E que assim “o público se deparará com ‘o seu amigo do peito’ aquando da procura do ‘o verdadeiro amigo do peito’ e, face às similitudes já reveladas, dificilmente não os irá associar, e no mínimo deduzirá que existe algum tipo de autorização, licenciamento ou estratégia publicitária conjunta”.

Apesar de se sentir lesada, a marca refere que não sentiu “um impacto muito grande” nas vendas, “porque os consumidores consomem por fidelidade à marca e pelas propriedades que os rebuçados têm, e quem compra os rebuçados do Continente será por engano”, diz Daniel Matias.

O Continente rejeita os argumentos da Dr. Bayard, referindo que esta, “para provar a sua tese”, baseou-se “somente num conjunto de alegações retóricas e conclusivas, recheadas de ‘considerações’ e ‘comparações’, que não obedeciam à mais rudimentar técnica processual de alegação de factos”. Para a distribuidora do grupo Sonae, é “manifesto que, à falta de melhor argumento”, a Dr.
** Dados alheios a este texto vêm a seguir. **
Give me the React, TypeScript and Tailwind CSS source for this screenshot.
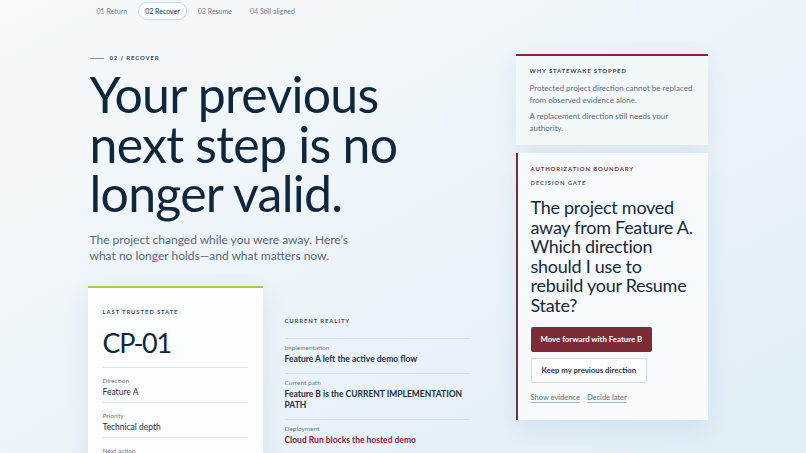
import React from 'react';

const steps = [
  { id: '01', label: 'Return' },
  { id: '02', label: 'Recover', active: true },
  { id: '03', label: 'Resume' },
  { id: '04', label: 'Still aligned' },
];

const trusted = [
  { label: 'Direction', value: 'Feature A' },
  { label: 'Priority', value: 'Technical depth' },
  { label: 'Next action', value: 'Continue Feature A' },
];

const reality = [
  { label: 'Implementation', value: 'Feature A left the active demo flow' },
  { label: 'Current path', value: 'Feature B is the CURRENT IMPLEMENTATION PATH' },
  { label: 'Deployment', value: 'Cloud Run blocks the hosted demo', alert: true },
];

const question = [
  'The project moved',
  'away from Feature A.',
  'Which direction',
  'should I use to',
  'rebuild your Resume',
  'State?',
];

const Eyebrow: React.FC<{ children: React.ReactNode; className?: string }> = ({ children, className }) => (
  <div className={`text-[6px] font-bold uppercase leading-[8px] tracking-[0.14em] ${className ?? 'text-[#3f4f63]'}`}>
    {children}
  </div>
);

export default function App() {
  return (
    <div className="min-h-[892px] w-full bg-[linear-gradient(150deg,#f7f9fb_0%,#ecf4f9_35%,#dfeef7_65%,#d8e9f3_100%)] font-['Lato',sans-serif] text-[#12263b]">
      <div className="w-[797px]">
        <div className="mx-auto w-[618px] pt-[2px]">
          <nav className="flex gap-[4px]">
            {steps.map((s) => (
              <span
                key={s.id}
                className={`flex h-[18px] items-center rounded-full border px-[6px] text-[7px] ${
                  s.active ? 'border-[#cfd9e2] bg-white/70 text-[#1f3348]' : 'border-transparent text-[#6b7a8a]'
                }`}
              >
                {s.id} {s.label}
              </span>
            ))}
          </nav>

          <div className="mt-[34px] grid grid-cols-[380px_192px] gap-x-[46px]">
            <div>
              <div className="flex items-center gap-[6px]">
                <span className="h-px w-[14px] bg-[#8d86c4]" />
                <Eyebrow className="text-[#34465b]">02 / Recover</Eyebrow>
              </div>

              <h1 className="mt-[8px] text-[50px] font-normal leading-[49.5px] tracking-[-0.015em] text-[#10263d]">
                Your previous
                <br />
                next step is no
                <br />
                longer valid.
              </h1>

              <p className="mt-[13px] text-[12px] leading-[16px] text-[#56677a]">
                The project changed while you were away. Here’s
                <br />
                what no longer holds—and what matters now.
              </p>

              <div className="mt-[22px] -ml-[2px] flex gap-[22px]">
                <div className="w-[175px] border-t-2 border-[#a8c95a] bg-[#fcfdfe] px-[15px] pb-[30px] pt-[20px] shadow-[0_8px_24px_rgba(30,60,90,0.09)]">
                  <Eyebrow>Last trusted state</Eyebrow>
                  <div className="mt-[11px] text-[27px] leading-[32px] tracking-[-0.05em] text-[#10263d]">CP-01</div>
                  <div className="mt-[8px]">
                    {trusted.map((row) => (
                      <div key={row.label} className="border-t border-[#dfe6ec] pb-[3px] pt-[8px]">
                        <div className="text-[6.5px] leading-[10px] text-[#6b7a8a]">{row.label}</div>
                        <div className="text-[8.5px] leading-[13px] text-[#1c2f44]">{row.value}</div>
                      </div>
                    ))}
                  </div>
                </div>

                <div className="flex-1 pt-[31px]">
                  <Eyebrow>Current reality</Eyebrow>
                  <div className="mt-[13px]">
                    {reality.map((row) => (
                      <div key={row.label} className="border-t border-[#d3dde6] pb-[8px] pt-[4px]">
                        <div className="text-[6.5px] leading-[10px] text-[#6b7a8a]">{row.label}</div>
                        <div
                          className={`mt-[1px] text-[8.5px] font-bold leading-[11px] ${
                            row.alert ? 'text-[#7f2a37]' : 'text-[#1c2f44]'
                          }`}
                        >
                          {row.value}
                        </div>
                      </div>
                    ))}
                  </div>
                </div>
              </div>
            </div>

            <div className="flex flex-col gap-[8px]">
              <section className="border-t-2 border-[#7f2a37] bg-[#f3f8fb] px-[14px] pb-[11px] pt-[11px] shadow-[0_8px_24px_rgba(30,60,90,0.08)]">
                <Eyebrow className="text-[#34465b]">Why StateWake stopped</Eyebrow>
                <p className="mt-[7px] text-[8px] leading-[12px] text-[#5b6b7c]">
                  Protected project direction cannot be replaced from observed evidence alone.
                </p>
                <p className="mt-[4px] text-[8px] leading-[12px] text-[#5b6b7c]">
                  A replacement direction still needs your authority.
                </p>
              </section>

              <section className="border-l-2 border-[#7f2a37] bg-[#f7fafc] pb-[17px] pl-[13px] pr-[4px] pt-[12px] shadow-[0_8px_24px_rgba(30,60,90,0.08)]">
                <Eyebrow className="text-[#7f2a37]">Authorization boundary</Eyebrow>
                <Eyebrow className="mt-[6px] text-[#4a5a6d]">Decision gate</Eyebrow>
                <h2 className="mt-[11px] text-[18px] font-normal leading-[19.5px] tracking-[-0.015em] text-[#17293d]">
                  {question.map((line) => (
                    <span key={line} className="block whitespace-nowrap">
                      {line}
                    </span>
                  ))}
                </h2>
                <button className="mt-[12px] flex h-[25px] items-center rounded-[2px] bg-[#7d2b37] px-[10px] text-[7.8px] font-bold text-white">
                  Move forward with Feature B
                </button>
                <button className="mt-[6px] flex h-[25px] items-center border border-[#d3dce4] bg-white px-[10px] text-[7.8px] font-bold text-[#1f3348]">
                  Keep my previous direction
                </button>
                <div className="mt-[10px] flex gap-[7px] text-[7.5px] leading-[10px] text-[#5b6b7c]">
                  <span className="underline decoration-[#aab6c2] underline-offset-2">Show evidence</span>
                  <span className="underline decoration-[#aab6c2] underline-offset-2">Decide later</span>
                </div>
              </section>
            </div>
          </div>
        </div>
      </div>
    </div>
  );
}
Bayard “invocou a imitação de marca com base na ‘quantidade’ e não na ‘qualidade’, invocando várias marcas que não têm qualquer semelhança gráfica, figurativa, fonética ou outra com a marca” que o Continente pretende registar. Os “Rebuçados Peitorais 0% Açúcar O Seu Amigo do Peito” serão, a partir de agora, a marca nacional n.º 660786.